Alek Boyd: Finally, as in the case of Chavez,
has Lula done enough institutional damage to remain in power, or will he hand
over power democratically?
The alternation in presidential power no
longer has any great meaning, for the two dominant parties, the Workers’ Party
and the Brazilian Social Democratic Party, act in concert with each other and,
despite minor differences in the administrative economic field, they are
equally faithful to the overall strategy of the Latin American left. Lula
himself has celebrated as a big victory of democracy the fact that there are
only leftist candidates for the 2010 presidential elections, as if the monopoly
of the ideological control of society were a great democratic ideal. On the
other side, the most celebrated of the so-called “opposition” leaders, former
president Fernando Henrique Cardoso, has already acknowledged that between his
party and the Workers’ Party there is no substantive ideological or strategic
difference, but only a contest for offices. It matters little who will win the
next elections, for, in any event, the orientation of the Brazilian government
must remain the same: in the social and juridical field, overpowering
subversion; in the economic field, moderation to anesthetize foreign investors.

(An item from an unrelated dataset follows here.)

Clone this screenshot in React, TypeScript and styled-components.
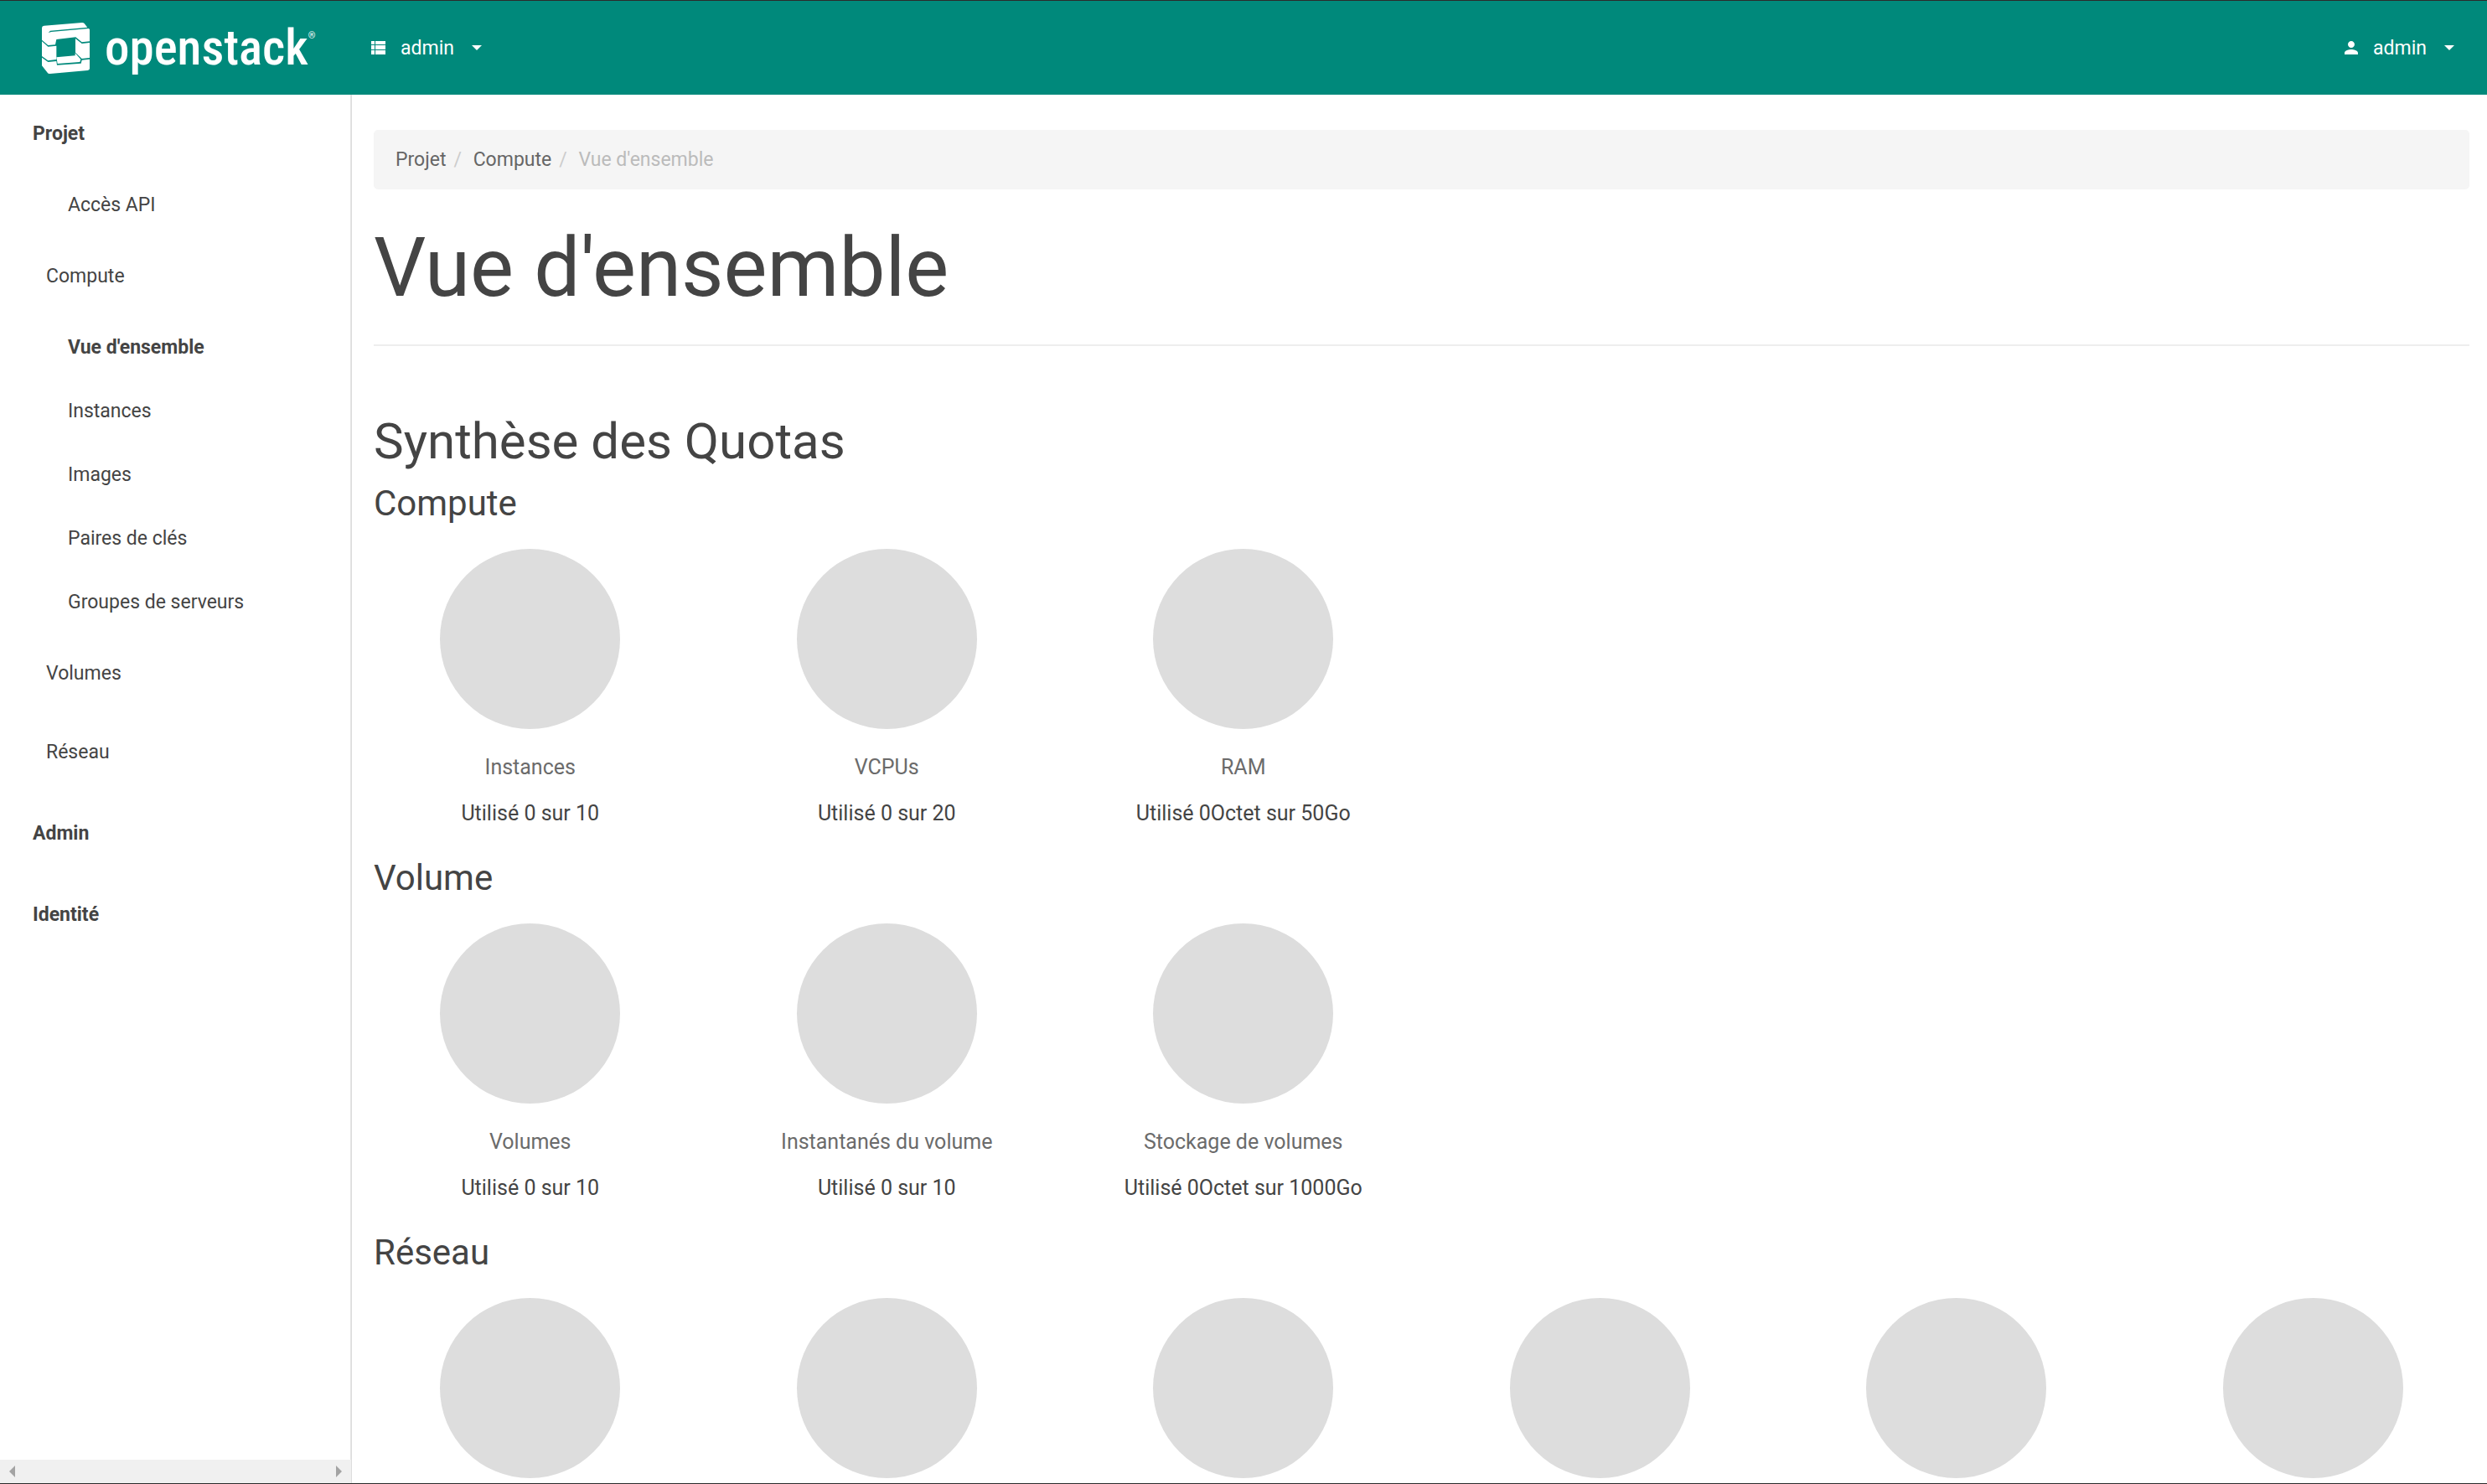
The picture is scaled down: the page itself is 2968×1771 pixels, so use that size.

The only difference that may arise is in the field of security, in the case
that the candidate of the Brazilian Social Democratic Party, José Serra, wins,
for his party, despite being as much a left-wing party as the Workers’ Party,
does not formally belong to the São Paulo Forum, being therefore free to do
things against organized crime, which Lula himself could never do. As governor
of the state of São Paulo, Serra showed to be the only Brazilian political
leader who pays attention to the slaughter of his fellow-countrymen. It is
still early to know whether or not he will be able to do what he did in his
state, but it is certain that he would wish to do it.